--- EXERCISE ---
Locate the word "screenshot" in the material, then show every line that holds it.

--- MATERIAL PROVIDED ---
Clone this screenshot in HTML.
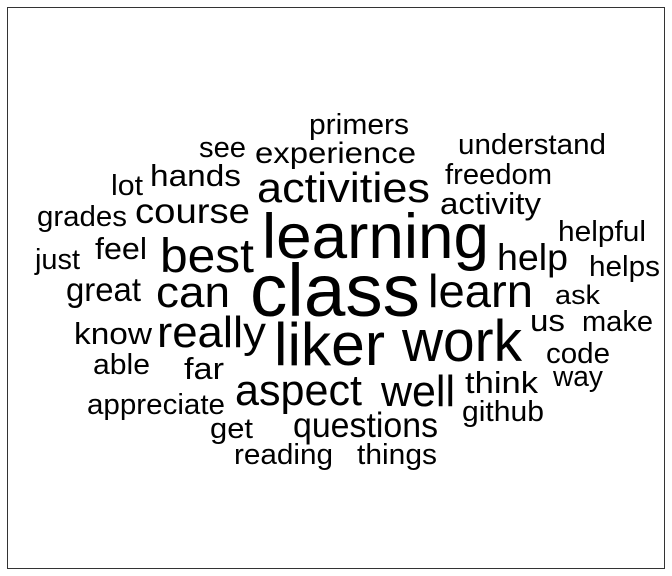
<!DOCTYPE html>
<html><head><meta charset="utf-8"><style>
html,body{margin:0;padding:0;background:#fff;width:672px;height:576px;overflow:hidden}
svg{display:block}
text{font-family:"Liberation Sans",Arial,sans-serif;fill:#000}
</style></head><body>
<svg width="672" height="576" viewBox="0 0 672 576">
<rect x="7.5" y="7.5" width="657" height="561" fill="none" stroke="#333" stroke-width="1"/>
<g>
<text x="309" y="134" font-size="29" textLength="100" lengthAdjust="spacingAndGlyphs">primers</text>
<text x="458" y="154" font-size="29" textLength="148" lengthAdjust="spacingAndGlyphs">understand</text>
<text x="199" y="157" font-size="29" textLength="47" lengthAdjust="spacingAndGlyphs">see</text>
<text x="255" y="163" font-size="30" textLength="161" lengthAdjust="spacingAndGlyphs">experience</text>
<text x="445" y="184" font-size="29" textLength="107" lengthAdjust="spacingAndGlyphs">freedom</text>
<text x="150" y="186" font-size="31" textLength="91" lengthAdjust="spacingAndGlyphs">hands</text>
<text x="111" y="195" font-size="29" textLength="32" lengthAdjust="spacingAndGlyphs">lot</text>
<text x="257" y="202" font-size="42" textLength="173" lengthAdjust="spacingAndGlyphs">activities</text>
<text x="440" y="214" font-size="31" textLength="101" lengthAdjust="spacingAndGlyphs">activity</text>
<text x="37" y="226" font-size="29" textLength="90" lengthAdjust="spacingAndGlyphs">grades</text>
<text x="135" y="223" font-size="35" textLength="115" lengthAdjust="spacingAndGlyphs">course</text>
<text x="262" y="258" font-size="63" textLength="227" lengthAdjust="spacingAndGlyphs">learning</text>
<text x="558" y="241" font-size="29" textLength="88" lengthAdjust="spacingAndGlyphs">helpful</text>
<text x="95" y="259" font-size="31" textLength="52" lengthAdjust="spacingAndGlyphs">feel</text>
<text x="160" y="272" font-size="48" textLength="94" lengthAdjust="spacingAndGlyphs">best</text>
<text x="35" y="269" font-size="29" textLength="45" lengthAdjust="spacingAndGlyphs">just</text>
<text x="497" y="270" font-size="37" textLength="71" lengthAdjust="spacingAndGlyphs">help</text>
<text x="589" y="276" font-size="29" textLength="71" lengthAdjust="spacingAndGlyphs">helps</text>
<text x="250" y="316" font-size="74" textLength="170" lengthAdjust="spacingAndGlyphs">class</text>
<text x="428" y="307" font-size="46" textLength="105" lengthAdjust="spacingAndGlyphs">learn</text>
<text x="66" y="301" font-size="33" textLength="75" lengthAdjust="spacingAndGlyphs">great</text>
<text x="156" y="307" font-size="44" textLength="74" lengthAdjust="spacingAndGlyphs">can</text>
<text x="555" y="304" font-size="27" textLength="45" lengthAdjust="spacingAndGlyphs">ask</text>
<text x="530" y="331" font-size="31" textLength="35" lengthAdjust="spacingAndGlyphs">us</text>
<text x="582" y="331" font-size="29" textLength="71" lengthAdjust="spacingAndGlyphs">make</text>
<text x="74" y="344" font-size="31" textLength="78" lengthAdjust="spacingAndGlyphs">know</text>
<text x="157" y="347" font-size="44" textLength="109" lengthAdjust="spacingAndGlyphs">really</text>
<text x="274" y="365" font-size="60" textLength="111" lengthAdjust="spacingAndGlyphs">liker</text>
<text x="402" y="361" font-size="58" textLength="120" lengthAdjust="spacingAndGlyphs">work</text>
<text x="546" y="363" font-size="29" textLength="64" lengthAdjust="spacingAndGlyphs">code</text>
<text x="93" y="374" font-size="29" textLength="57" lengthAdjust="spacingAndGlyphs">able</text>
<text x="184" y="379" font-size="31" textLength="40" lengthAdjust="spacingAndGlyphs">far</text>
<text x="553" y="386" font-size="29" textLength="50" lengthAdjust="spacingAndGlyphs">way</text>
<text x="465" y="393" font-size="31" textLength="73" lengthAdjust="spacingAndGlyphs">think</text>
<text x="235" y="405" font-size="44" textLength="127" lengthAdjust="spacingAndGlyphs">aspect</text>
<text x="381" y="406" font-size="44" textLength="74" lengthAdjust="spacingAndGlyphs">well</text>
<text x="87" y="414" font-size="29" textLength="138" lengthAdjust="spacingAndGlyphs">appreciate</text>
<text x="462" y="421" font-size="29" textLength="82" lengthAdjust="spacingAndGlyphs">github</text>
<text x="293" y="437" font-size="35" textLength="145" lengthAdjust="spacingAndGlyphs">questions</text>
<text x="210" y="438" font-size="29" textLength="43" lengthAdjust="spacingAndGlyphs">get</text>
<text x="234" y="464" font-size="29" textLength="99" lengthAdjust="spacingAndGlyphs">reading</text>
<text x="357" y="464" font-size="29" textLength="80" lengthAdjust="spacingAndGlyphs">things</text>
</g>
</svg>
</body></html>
---
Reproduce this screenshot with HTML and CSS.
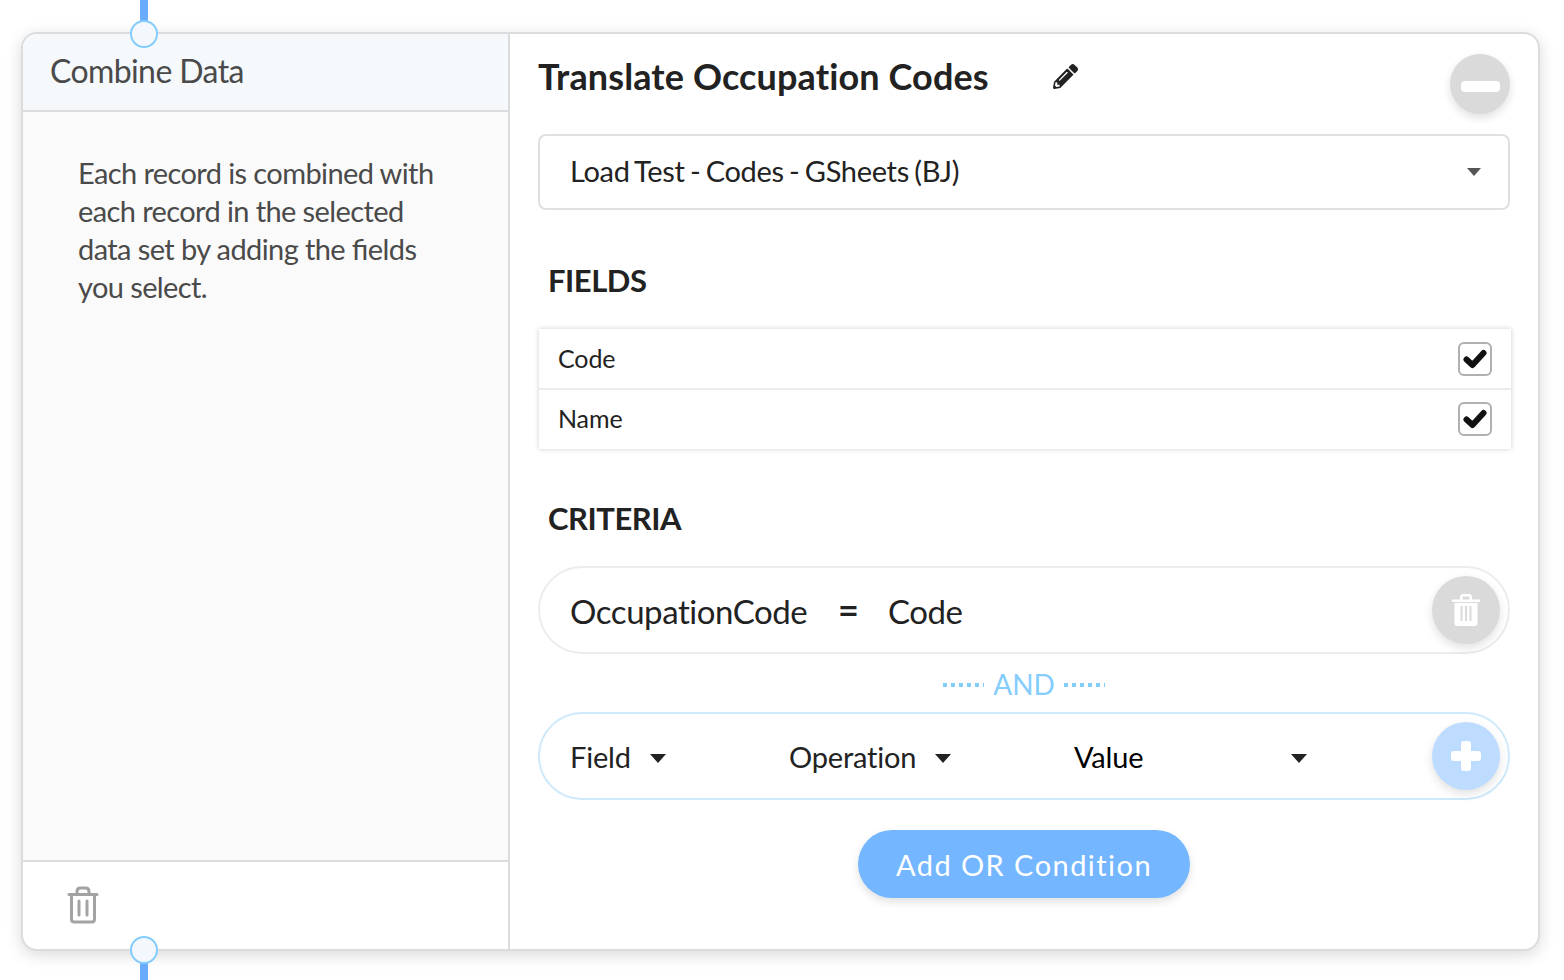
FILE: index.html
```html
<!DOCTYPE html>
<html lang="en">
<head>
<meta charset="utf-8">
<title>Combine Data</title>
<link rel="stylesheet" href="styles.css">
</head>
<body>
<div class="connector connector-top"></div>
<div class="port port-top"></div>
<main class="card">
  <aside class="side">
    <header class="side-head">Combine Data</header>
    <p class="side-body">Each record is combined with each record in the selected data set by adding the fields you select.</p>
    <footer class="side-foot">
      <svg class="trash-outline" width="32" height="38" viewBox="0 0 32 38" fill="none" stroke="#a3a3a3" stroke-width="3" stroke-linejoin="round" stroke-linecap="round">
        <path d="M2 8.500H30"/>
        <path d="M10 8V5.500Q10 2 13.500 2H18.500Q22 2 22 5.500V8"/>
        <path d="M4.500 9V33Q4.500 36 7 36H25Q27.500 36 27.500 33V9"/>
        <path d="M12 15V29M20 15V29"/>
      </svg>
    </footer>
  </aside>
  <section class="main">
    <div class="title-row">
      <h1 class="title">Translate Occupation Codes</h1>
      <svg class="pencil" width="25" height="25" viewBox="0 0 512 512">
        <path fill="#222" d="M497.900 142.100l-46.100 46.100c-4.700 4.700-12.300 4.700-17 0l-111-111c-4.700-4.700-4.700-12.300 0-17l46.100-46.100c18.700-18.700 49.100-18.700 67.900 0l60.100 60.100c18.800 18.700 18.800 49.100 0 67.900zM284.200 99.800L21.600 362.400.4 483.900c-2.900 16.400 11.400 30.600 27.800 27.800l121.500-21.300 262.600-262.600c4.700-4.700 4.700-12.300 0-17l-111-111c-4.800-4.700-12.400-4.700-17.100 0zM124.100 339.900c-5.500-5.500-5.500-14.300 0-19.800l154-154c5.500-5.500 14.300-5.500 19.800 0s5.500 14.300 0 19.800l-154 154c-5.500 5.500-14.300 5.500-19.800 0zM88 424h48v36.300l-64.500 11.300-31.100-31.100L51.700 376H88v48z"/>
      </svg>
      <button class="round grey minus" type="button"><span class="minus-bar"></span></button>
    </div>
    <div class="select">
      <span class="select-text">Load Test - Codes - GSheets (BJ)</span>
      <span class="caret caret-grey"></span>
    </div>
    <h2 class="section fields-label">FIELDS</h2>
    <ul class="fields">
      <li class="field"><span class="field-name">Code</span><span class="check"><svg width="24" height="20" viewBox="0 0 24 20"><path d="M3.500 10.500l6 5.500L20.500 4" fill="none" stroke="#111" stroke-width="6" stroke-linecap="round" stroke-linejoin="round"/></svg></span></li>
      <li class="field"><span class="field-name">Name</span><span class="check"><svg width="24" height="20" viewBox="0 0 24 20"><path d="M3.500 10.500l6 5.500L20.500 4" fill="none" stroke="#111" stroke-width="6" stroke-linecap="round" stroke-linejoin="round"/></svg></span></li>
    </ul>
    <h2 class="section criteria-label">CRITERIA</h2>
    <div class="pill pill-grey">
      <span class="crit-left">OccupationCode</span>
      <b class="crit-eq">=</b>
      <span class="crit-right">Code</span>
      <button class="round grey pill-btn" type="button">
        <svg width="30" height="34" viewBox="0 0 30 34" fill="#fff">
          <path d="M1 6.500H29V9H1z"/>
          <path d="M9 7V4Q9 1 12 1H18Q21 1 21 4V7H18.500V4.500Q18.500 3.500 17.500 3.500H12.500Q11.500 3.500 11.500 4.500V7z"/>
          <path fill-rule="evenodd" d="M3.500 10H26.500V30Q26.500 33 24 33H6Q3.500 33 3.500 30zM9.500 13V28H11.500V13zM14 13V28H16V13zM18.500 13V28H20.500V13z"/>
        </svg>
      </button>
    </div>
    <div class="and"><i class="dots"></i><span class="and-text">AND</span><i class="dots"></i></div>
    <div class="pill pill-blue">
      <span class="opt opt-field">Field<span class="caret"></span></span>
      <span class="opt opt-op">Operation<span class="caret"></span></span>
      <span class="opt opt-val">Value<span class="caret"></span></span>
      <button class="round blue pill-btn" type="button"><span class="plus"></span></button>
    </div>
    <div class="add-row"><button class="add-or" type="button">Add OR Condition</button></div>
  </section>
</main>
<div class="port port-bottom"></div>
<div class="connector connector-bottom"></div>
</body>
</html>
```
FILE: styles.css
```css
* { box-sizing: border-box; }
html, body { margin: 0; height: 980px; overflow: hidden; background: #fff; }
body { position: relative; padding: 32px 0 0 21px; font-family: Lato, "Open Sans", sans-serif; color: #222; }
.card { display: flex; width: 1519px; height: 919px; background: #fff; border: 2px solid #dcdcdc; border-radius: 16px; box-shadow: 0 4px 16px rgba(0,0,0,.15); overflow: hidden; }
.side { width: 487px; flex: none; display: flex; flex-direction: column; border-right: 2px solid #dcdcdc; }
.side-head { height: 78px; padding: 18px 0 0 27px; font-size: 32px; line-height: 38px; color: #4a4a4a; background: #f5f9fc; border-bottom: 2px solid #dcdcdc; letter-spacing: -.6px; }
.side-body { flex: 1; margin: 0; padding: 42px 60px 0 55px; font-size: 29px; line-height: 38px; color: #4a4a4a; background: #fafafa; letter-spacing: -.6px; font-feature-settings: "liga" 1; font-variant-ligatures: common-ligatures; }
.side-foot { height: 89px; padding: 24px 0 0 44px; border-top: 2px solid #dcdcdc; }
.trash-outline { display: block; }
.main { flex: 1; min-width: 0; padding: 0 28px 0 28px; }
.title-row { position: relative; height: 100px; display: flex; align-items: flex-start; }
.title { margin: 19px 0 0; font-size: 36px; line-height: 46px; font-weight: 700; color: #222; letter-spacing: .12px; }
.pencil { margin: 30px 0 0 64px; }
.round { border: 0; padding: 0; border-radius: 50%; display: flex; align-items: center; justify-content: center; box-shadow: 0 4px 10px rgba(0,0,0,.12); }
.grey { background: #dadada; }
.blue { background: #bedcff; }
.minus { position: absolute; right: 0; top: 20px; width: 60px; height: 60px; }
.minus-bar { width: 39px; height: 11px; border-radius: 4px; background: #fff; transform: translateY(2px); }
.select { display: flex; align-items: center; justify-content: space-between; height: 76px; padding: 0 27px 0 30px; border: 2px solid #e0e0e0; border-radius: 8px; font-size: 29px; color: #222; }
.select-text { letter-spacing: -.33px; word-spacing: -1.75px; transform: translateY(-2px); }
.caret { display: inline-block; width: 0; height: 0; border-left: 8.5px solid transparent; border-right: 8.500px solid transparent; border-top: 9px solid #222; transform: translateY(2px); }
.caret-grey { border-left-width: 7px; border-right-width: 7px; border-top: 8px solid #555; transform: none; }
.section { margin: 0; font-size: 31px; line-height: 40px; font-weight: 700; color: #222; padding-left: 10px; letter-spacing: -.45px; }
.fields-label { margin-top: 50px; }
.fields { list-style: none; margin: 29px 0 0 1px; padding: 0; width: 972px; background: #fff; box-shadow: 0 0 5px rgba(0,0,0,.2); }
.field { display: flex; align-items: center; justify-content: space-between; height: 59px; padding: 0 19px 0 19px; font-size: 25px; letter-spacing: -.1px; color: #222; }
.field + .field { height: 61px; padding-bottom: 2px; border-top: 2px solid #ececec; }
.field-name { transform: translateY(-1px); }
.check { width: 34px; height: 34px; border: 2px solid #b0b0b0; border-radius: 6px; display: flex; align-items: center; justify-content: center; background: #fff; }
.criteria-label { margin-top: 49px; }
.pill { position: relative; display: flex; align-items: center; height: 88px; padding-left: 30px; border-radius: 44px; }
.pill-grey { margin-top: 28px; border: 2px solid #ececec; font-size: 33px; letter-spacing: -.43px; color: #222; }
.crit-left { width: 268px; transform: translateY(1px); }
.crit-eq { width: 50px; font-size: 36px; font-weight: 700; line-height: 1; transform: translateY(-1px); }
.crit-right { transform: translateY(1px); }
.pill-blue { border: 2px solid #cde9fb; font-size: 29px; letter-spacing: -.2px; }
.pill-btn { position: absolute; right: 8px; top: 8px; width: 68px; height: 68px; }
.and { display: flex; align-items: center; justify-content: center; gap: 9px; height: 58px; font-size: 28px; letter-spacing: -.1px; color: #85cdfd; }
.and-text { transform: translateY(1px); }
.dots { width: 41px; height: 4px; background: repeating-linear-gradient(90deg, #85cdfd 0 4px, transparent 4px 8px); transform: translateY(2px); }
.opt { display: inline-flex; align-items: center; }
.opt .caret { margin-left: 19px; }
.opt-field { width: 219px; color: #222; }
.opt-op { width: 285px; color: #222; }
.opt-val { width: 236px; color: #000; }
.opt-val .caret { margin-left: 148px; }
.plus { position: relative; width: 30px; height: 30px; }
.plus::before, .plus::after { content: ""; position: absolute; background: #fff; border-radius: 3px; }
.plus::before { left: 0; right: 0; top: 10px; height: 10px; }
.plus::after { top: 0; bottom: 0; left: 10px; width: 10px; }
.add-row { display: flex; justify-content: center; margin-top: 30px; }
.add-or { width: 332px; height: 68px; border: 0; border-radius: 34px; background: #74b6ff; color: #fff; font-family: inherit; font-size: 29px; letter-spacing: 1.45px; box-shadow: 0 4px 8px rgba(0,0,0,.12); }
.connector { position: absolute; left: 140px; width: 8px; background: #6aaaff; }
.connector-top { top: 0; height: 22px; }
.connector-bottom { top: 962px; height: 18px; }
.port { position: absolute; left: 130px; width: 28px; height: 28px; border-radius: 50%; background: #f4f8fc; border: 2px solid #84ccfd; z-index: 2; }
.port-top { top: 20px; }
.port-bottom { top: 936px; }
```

--- TASK RESULT ---
Clone this screenshot in HTML.
Reproduce this screenshot with HTML and CSS.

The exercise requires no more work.